How to avoid http failure when using rentrez to fetch records from a long list of species names
4.3 years ago
lvogel ▴ 30

I have a list of almost 5000 species of interest, for which I would like to download the sequences from Genbank, to create a custom database. I've been using rentrez, and follwing the tutorial, specifically this example:

snail_coi <- entrez_search(db="nuccore", term="COI[Gene] AND Gastropoda[ORGN]", use_history=TRUE)


But my problem is, my species list is not monophyletic. So I can't just use a single search term as [ORGN]. Instead, I read the species list into R, convert it to a character vector, and loop through it, using entrez_search, like this:

i <- 1
while(i <= length(speciesvec)){
org_search[[i]] <- entrez_search(db="nuccore", term=paste(speciesvec[i], "AND COI[Gene]", sep=" "), use_history=TRUE)
i <- i + 1
}


But usually after a couple hundred iterations or so, I get kicked out with 502 bad gateway error. It says that this often happens when trying to download many records at once, and to try using web history. I believe the problem lies in that I'm only adding entries to a list object, not creating an actual web history object. I'm running the command thousands of times, instead of once, like in the example; but I can't think of any other ways to do it. I appreciate any advice.

Care NCBI will soon move to a NCBI API Keys system (youtube link)

I do not know when this will be set up.

Also, you could try to sleep your process after a couple hundred iterations

@Bastien has already noted a need to create an API key for NCBI programmatic queries.

I think this could be done faster using blastdbcmd and a local copy of nt blast database if you have that available.

I hope OP has a good fiber connection (around 60GB for nt)

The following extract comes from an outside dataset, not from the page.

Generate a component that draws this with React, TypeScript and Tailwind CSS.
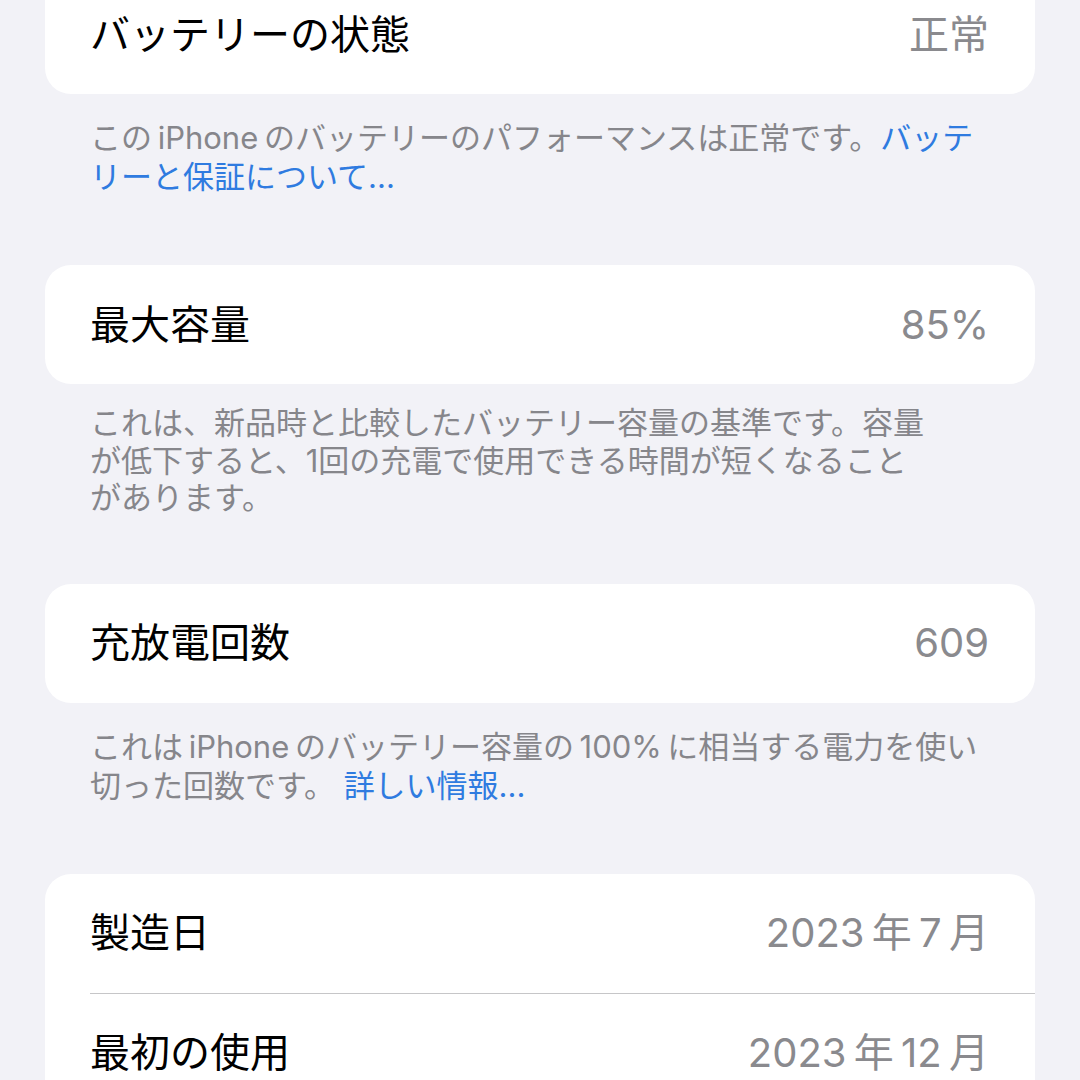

I got blastdbcmd to work for one id at a time, like in the example on the web page:  blastdbcmd -db nt -entry all -outfmt "%g %T" | \ awk ' { if ($2 == 9606) { print$1 } } ' | \ blastdbcmd -db nt -entry_batch - -out human_sequences.txt  But I have a list of almost 5000 species, and putting the above in a loop seems unfeasible.

How about getting the corresponding fasta file for nt here and then retrieving the sequences you need from it?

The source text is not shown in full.